Required work: Copy out the whole listing exactly as written, leaving the pictures behind.

Data excerpt:
....

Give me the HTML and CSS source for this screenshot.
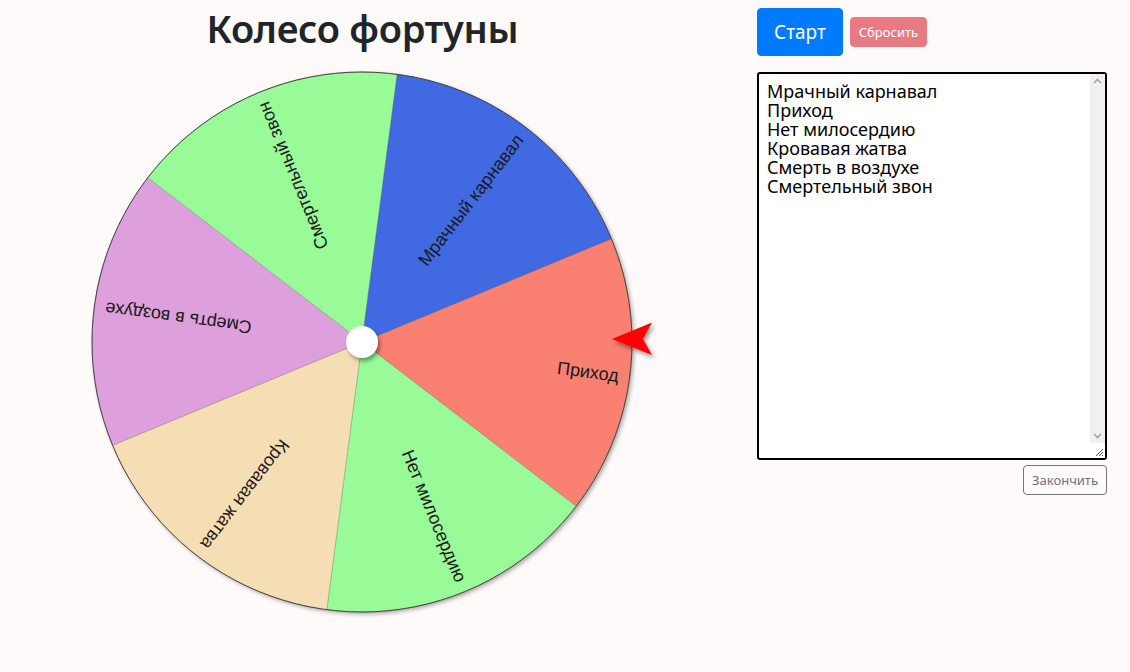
FILE: index.html
```html
<!DOCTYPE html>
<html lang="ru">
<head>
<meta charset="utf-8">
<title>Колесо фортуны</title>
<link rel="stylesheet" href="styles.css">
</head>
<body>
<div class="page">
  <div class="left">
    <h1 class="title">Колесо фортуны</h1>
    <svg class="wheel" width="725" height="570" viewBox="0 0 725 570">
      <defs>
        <filter id="sh" x="-10%" y="-10%" width="120%" height="120%">
          <feDropShadow dx="2" dy="2" stdDeviation="2" flood-color="#000" flood-opacity="0.35"/>
        </filter>
        <filter id="sh2" x="-50%" y="-50%" width="200%" height="200%">
          <feDropShadow dx="2" dy="3" stdDeviation="2" flood-color="#000" flood-opacity="0.4"/>
        </filter>
      </defs>
      <g transform="translate(362 280)">
        <circle r="270" fill="#fff" filter="url(#sh)"/>
        <g class="seg" transform="rotate(7.5)">
          <path d="M0 0 L233.83 -135 A270 270 0 0 1 233.83 135 Z" fill="#fa8072"/>
          <text x="259" y="0">Приход</text>
        </g>
        <g class="seg" transform="rotate(67.5)">
          <path d="M0 0 L233.83 -135 A270 270 0 0 1 233.83 135 Z" fill="#98fb98"/>
          <text x="259" y="0">Нет милосердию</text>
        </g>
        <g class="seg" transform="rotate(127.5)">
          <path d="M0 0 L233.83 -135 A270 270 0 0 1 233.83 135 Z" fill="#f5deb3"/>
          <text x="259" y="0">Кровавая жатва</text>
        </g>
        <g class="seg" transform="rotate(187.5)">
          <path d="M0 0 L233.83 -135 A270 270 0 0 1 233.83 135 Z" fill="#dda0dd"/>
          <text x="259" y="0">Смерть в воздухе</text>
        </g>
        <g class="seg" transform="rotate(247.5)">
          <path d="M0 0 L233.83 -135 A270 270 0 0 1 233.83 135 Z" fill="#98fb98"/>
          <text x="259" y="0">Смертельный звон</text>
        </g>
        <g class="seg" transform="rotate(307.5)">
          <path d="M0 0 L233.83 -135 A270 270 0 0 1 233.83 135 Z" fill="#4169e1"/>
          <text x="259" y="0">Мрачный карнавал</text>
        </g>
        <circle r="270" fill="none" stroke="#444" stroke-width="1"/>
        <circle r="16" fill="#fff" filter="url(#sh2)"/>
      </g>
      <polygon points="612,277 652,260.5 643,277 652,293" fill="#ff0000" filter="url(#sh2)"/>
    </svg>
  </div>
  <div class="right">
    <div class="buttons">
      <button class="btn btn-start">Старт</button>
      <button class="btn btn-reset">Сбросить</button>
    </div>
    <div class="list-wrap">
      <textarea class="list">Мрачный карнавал
Приход
Нет милосердию
Кровавая жатва
Смерть в воздухе
Смертельный звон</textarea>
      <div class="scrollbar">
        <svg class="arrow" width="15" height="15" viewBox="0 0 15 15"><path d="M4 9 L7.5 5.5 L11 9" fill="none" stroke="#a3a3a3" stroke-width="1.6"/></svg>
        <div class="track"></div>
        <svg class="arrow" width="15" height="15" viewBox="0 0 15 15"><path d="M4 6 L7.5 9.5 L11 6" fill="none" stroke="#a3a3a3" stroke-width="1.6"/></svg>
        <svg class="corner" width="15" height="15" viewBox="0 0 15 15"><path d="M13 6 L6 13 M13 9 L9 13 M13 12 L12 13" stroke="#555" stroke-width="1"/></svg>
      </div>
    </div>
    <div class="finish-row">
      <button class="btn btn-finish">Закончить</button>
    </div>
  </div>
</div>
</body>
</html>
```
FILE: styles.css
```css
html, body {
  margin: 0;
  padding: 0;
  background: #fffafa;
}
body {
  font-family: "Noto Sans", "Open Sans", sans-serif;
  color: #212529;
}
.page {
  display: flex;
  align-items: flex-start;
}
.left {
  width: 725px;
  display: flex;
  flex-direction: column;
  align-items: center;
  padding-top: 6px;
}
.title {
  margin: 0;
  font-size: 38px;
  line-height: 44px;
  font-weight: 600;
  color: #212529;
  letter-spacing: -0.3px;
}
.wheel {
  display: block;
  margin-top: 12px;
}
.seg path {
  stroke: rgba(0, 0, 0, 0.25);
  stroke-width: 0.6;
}
.seg text {
  font-family: "Liberation Sans", Arial, sans-serif;
  font-size: 18px;
  fill: #1a1a1a;
  text-anchor: end;
  dominant-baseline: central;
}
.right {
  width: 350px;
  margin-left: 32px;
  padding-top: 8px;
  display: flex;
  flex-direction: column;
}
.buttons {
  display: flex;
  align-items: center;
  gap: 7px;
}
.btn {
  font-family: "Noto Sans", "Open Sans", sans-serif;
  border-radius: 4px;
  cursor: pointer;
}
.btn-start {
  background: #007bff;
  border: 1px solid #007bff;
  color: #fff;
  font-size: 19px;
  height: 48px;
  padding: 0 16px;
}
.btn-reset {
  background: #e87a84;
  border: 1px solid #e87a84;
  color: #fff;
  font-size: 13px;
  height: 30px;
  padding: 0 8px;
}
.list-wrap {
  position: relative;
  margin-top: 16px;
  width: 350px;
  height: 388px;
}
.list {
  display: block;
  box-sizing: border-box;
  width: 350px;
  height: 388px;
  border: 2px solid #000;
  border-radius: 3px;
  padding: 8px 24px 8px 8px;
  font-family: "Noto Sans", "Open Sans", sans-serif;
  font-size: 18px;
  line-height: 19px;
  color: #000;
  background: #fff;
  overflow: hidden;
  resize: none;
  outline: none;
}
.scrollbar {
  position: absolute;
  top: 2px;
  right: 2px;
  bottom: 2px;
  width: 15px;
  display: flex;
  flex-direction: column;
  background: #f0f0f0;
}
.arrow {
  display: block;
  flex: none;
}
.track {
  flex: 1;
}
.corner {
  display: block;
  flex: none;
  background: #fff;
}
.finish-row {
  display: flex;
  justify-content: flex-end;
  margin-top: 5px;
}
.btn-finish {
  background: transparent;
  border: 1px solid #6c757d;
  color: #6c757d;
  font-size: 13px;
  height: 30px;
  padding: 0 8px;
}
```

....

The result:
Give me the HTML and CSS source for this screenshot.
FILE: index.html
```html
<!DOCTYPE html>
<html lang="ru">
<head>
<meta charset="utf-8">
<title>Колесо фортуны</title>
<link rel="stylesheet" href="styles.css">
</head>
<body>
<div class="page">
  <div class="left">
    <h1 class="title">Колесо фортуны</h1>
    <svg class="wheel" width="725" height="570" viewBox="0 0 725 570">
      <defs>
        <filter id="sh" x="-10%" y="-10%" width="120%" height="120%">
          <feDropShadow dx="2" dy="2" stdDeviation="2" flood-color="#000" flood-opacity="0.35"/>
        </filter>
        <filter id="sh2" x="-50%" y="-50%" width="200%" height="200%">
          <feDropShadow dx="2" dy="3" stdDeviation="2" flood-color="#000" flood-opacity="0.4"/>
        </filter>
      </defs>
      <g transform="translate(362 280)">
        <circle r="270" fill="#fff" filter="url(#sh)"/>
        <g class="seg" transform="rotate(7.5)">
          <path d="M0 0 L233.83 -135 A270 270 0 0 1 233.83 135 Z" fill="#fa8072"/>
          <text x="259" y="0">Приход</text>
        </g>
        <g class="seg" transform="rotate(67.5)">
          <path d="M0 0 L233.83 -135 A270 270 0 0 1 233.83 135 Z" fill="#98fb98"/>
          <text x="259" y="0">Нет милосердию</text>
        </g>
        <g class="seg" transform="rotate(127.5)">
          <path d="M0 0 L233.83 -135 A270 270 0 0 1 233.83 135 Z" fill="#f5deb3"/>
          <text x="259" y="0">Кровавая жатва</text>
        </g>
        <g class="seg" transform="rotate(187.5)">
          <path d="M0 0 L233.83 -135 A270 270 0 0 1 233.83 135 Z" fill="#dda0dd"/>
          <text x="259" y="0">Смерть в воздухе</text>
        </g>
        <g class="seg" transform="rotate(247.5)">
          <path d="M0 0 L233.83 -135 A270 270 0 0 1 233.83 135 Z" fill="#98fb98"/>
          <text x="259" y="0">Смертельный звон</text>
        </g>
        <g class="seg" transform="rotate(307.5)">
          <path d="M0 0 L233.83 -135 A270 270 0 0 1 233.83 135 Z" fill="#4169e1"/>
          <text x="259" y="0">Мрачный карнавал</text>
        </g>
        <circle r="270" fill="none" stroke="#444" stroke-width="1"/>
        <circle r="16" fill="#fff" filter="url(#sh2)"/>
      </g>
      <polygon points="612,277 652,260.5 643,277 652,293" fill="#ff0000" filter="url(#sh2)"/>
    </svg>
  </div>
  <div class="right">
    <div class="buttons">
      <button class="btn btn-start">Старт</button>
      <button class="btn btn-reset">Сбросить</button>
    </div>
    <div class="list-wrap">
      <textarea class="list">Мрачный карнавал
Приход
Нет милосердию
Кровавая жатва
Смерть в воздухе
Смертельный звон</textarea>
      <div class="scrollbar">
        <svg class="arrow" width="15" height="15" viewBox="0 0 15 15"><path d="M4 9 L7.5 5.5 L11 9" fill="none" stroke="#a3a3a3" stroke-width="1.6"/></svg>
        <div class="track"></div>
        <svg class="arrow" width="15" height="15" viewBox="0 0 15 15"><path d="M4 6 L7.5 9.5 L11 6" fill="none" stroke="#a3a3a3" stroke-width="1.6"/></svg>
        <svg class="corner" width="15" height="15" viewBox="0 0 15 15"><path d="M13 6 L6 13 M13 9 L9 13 M13 12 L12 13" stroke="#555" stroke-width="1"/></svg>
      </div>
    </div>
    <div class="finish-row">
      <button class="btn btn-finish">Закончить</button>
    </div>
  </div>
</div>
</body>
</html>
```
FILE: styles.css
```css
html, body {
  margin: 0;
  padding: 0;
  background: #fffafa;
}
body {
  font-family: "Noto Sans", "Open Sans", sans-serif;
  color: #212529;
}
.page {
  display: flex;
  align-items: flex-start;
}
.left {
  width: 725px;
  display: flex;
  flex-direction: column;
  align-items: center;
  padding-top: 6px;
}
.title {
  margin: 0;
  font-size: 38px;
  line-height: 44px;
  font-weight: 600;
  color: #212529;
  letter-spacing: -0.3px;
}
.wheel {
  display: block;
  margin-top: 12px;
}
.seg path {
  stroke: rgba(0, 0, 0, 0.25);
  stroke-width: 0.6;
}
.seg text {
  font-family: "Liberation Sans", Arial, sans-serif;
  font-size: 18px;
  fill: #1a1a1a;
  text-anchor: end;
  dominant-baseline: central;
}
.right {
  width: 350px;
  margin-left: 32px;
  padding-top: 8px;
  display: flex;
  flex-direction: column;
}
.buttons {
  display: flex;
  align-items: center;
  gap: 7px;
}
.btn {
  font-family: "Noto Sans", "Open Sans", sans-serif;
  border-radius: 4px;
  cursor: pointer;
}
.btn-start {
  background: #007bff;
  border: 1px solid #007bff;
  color: #fff;
  font-size: 19px;
  height: 48px;
  padding: 0 16px;
}
.btn-reset {
  background: #e87a84;
  border: 1px solid #e87a84;
  color: #fff;
  font-size: 13px;
  height: 30px;
  padding: 0 8px;
}
.list-wrap {
  position: relative;
  margin-top: 16px;
  width: 350px;
  height: 388px;
}
.list {
  display: block;
  box-sizing: border-box;
  width: 350px;
  height: 388px;
  border: 2px solid #000;
  border-radius: 3px;
  padding: 8px 24px 8px 8px;
  font-family: "Noto Sans", "Open Sans", sans-serif;
  font-size: 18px;
  line-height: 19px;
  color: #000;
  background: #fff;
  overflow: hidden;
  resize: none;
  outline: none;
}
.scrollbar {
  position: absolute;
  top: 2px;
  right: 2px;
  bottom: 2px;
  width: 15px;
  display: flex;
  flex-direction: column;
  background: #f0f0f0;
}
.arrow {
  display: block;
  flex: none;
}
.track {
  flex: 1;
}
.corner {
  display: block;
  flex: none;
  background: #fff;
}
.finish-row {
  display: flex;
  justify-content: flex-end;
  margin-top: 5px;
}
.btn-finish {
  background: transparent;
  border: 1px solid #6c757d;
  color: #6c757d;
  font-size: 13px;
  height: 30px;
  padding: 0 8px;
}
```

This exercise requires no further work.